I love my oldest child. She was my entire universe the moment I met her. However, her first few months of life were very hard for me. I was afraid to take her places because I was nursing and I didn't know if I would have a place to nurse privately. I was afraid to hear her cry. I was afraid that if she cried something was seriously wrong. I was overwhelmed by housework (I chuckle at this now that I have three kids) and the way that it never seemed to get done. I didn't like to be alone. I counted the hours every day until Josh came home. I was a mess.
But I figured that was just first baby blues. I was 19, a baby myself. By the time I made it to my second baby, it was all a breeze. I had freak out moments, but I had already been through it. My third baby? Ha, I remember fixing lunch for the two older kids with my newborn in my arms and thinking nothing of it. I thought I was past ever feeling that way, because I knew how to deal with it. I had the difficult things in life figured out. That's not to say I never had bad days or that crazy brain didn't get to me, but it never felt like that again.
Not until recently. I won't go into a ton of details, but my life has majorly changed in the last six months. Everything is different and I have felt totally uprooted from everything I have ever known in my adult life. These changes knocked me to my knees. I've questioned everything. My salvation, whether or not I can trust anyone, whether or not I can trust myself, whether or not God's Word is true, and so on. I have been in a deep, dark pit that I didn't think I would ever be in again. I thought I was past all of that. I was hit with the most intense anxiety of my life, alongside with depression because I just could not get a grip. It feels very much like what I experienced after having my first baby. 
What does that time in my life and this have in common? Change. I don't like it. I need it, it's good for me. However, since I thrive on routine and structure, the fear of the unknown and not having familiarity freaks me out. 
I can't say it's over either, because today was one of those days. 
This has been a depressing post so far. I'm sorry. I know that since I'm a Christian, I should have some really positive and upbeat story. Guess what? I'm a Christian because there was a time in my life that I realized that even being a good person could not do for me what Christ could, that I needed Him in my life. I realized I was lost, a sinner, and no good deed or positive Joel Osteen sermon could do for me what He could. And that's where this story is going to get good.

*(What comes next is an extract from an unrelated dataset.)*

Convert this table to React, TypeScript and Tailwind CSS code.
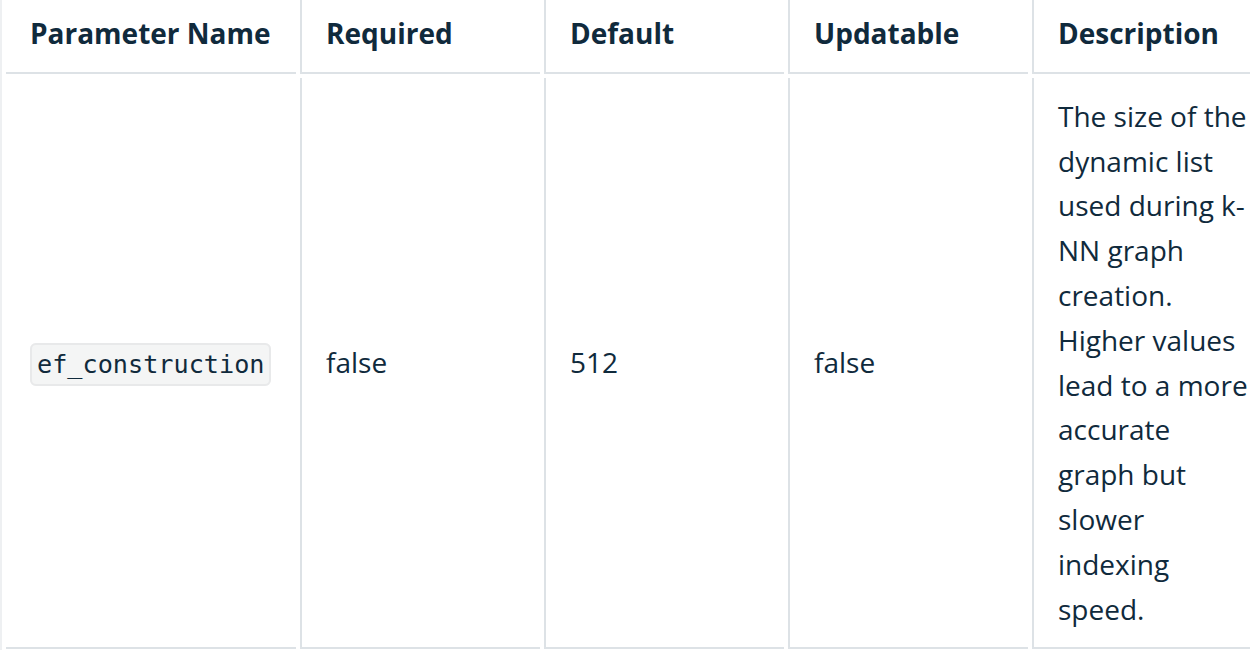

I am in a rough patch right now because I'm a sinful human being in a fallen world. We get hurt, we get knocked around, and we just can't seem to get a grip after the fact. The devil roams this world trying to tear me down, trying to get me to "curse God and die." Stuff happens. Life knocks us on our hind end and it hurts. However, I sure am glad I don't have to go through it alone. I am thankful that there was a time when I asked Jesus to save me and that He hasn't left me since. I am thankful that even when I am terrified that I'm not really His, I can't ever be lost again. That's how I got through those days as a new Mama ready to rip the hair from my head. That's how I'm going to get through this crazy time in my life.
I went to church tonight and it blessed me. Beforehand, my depressed mind didn't really feel like it, but I determined long ago that unless I was puking or had a sick kid, I would be there. It was nice to see faces of my brothers and sisters in Christ, who I watched encourage one another and love each other. It was a blessing to see the way our youth group kids have such tender hearts and will love onto ya so easily. It was good to be reminded that even in my clouded mental state, God is doing something here and He has given me the privilege to witness it. I felt peace being in my church, serving my Lord, doing what my heart loves. 
This blog is called Walking in His Grace for this very reason. I don't know how a new mama gets through it all without the grace of Jesus and I don't know how I would be getting through right now if it weren't for Him. Some days He feels a million miles away, but I sure love those moments when He reminds me why He has me here and encourages me to keep pushing forward.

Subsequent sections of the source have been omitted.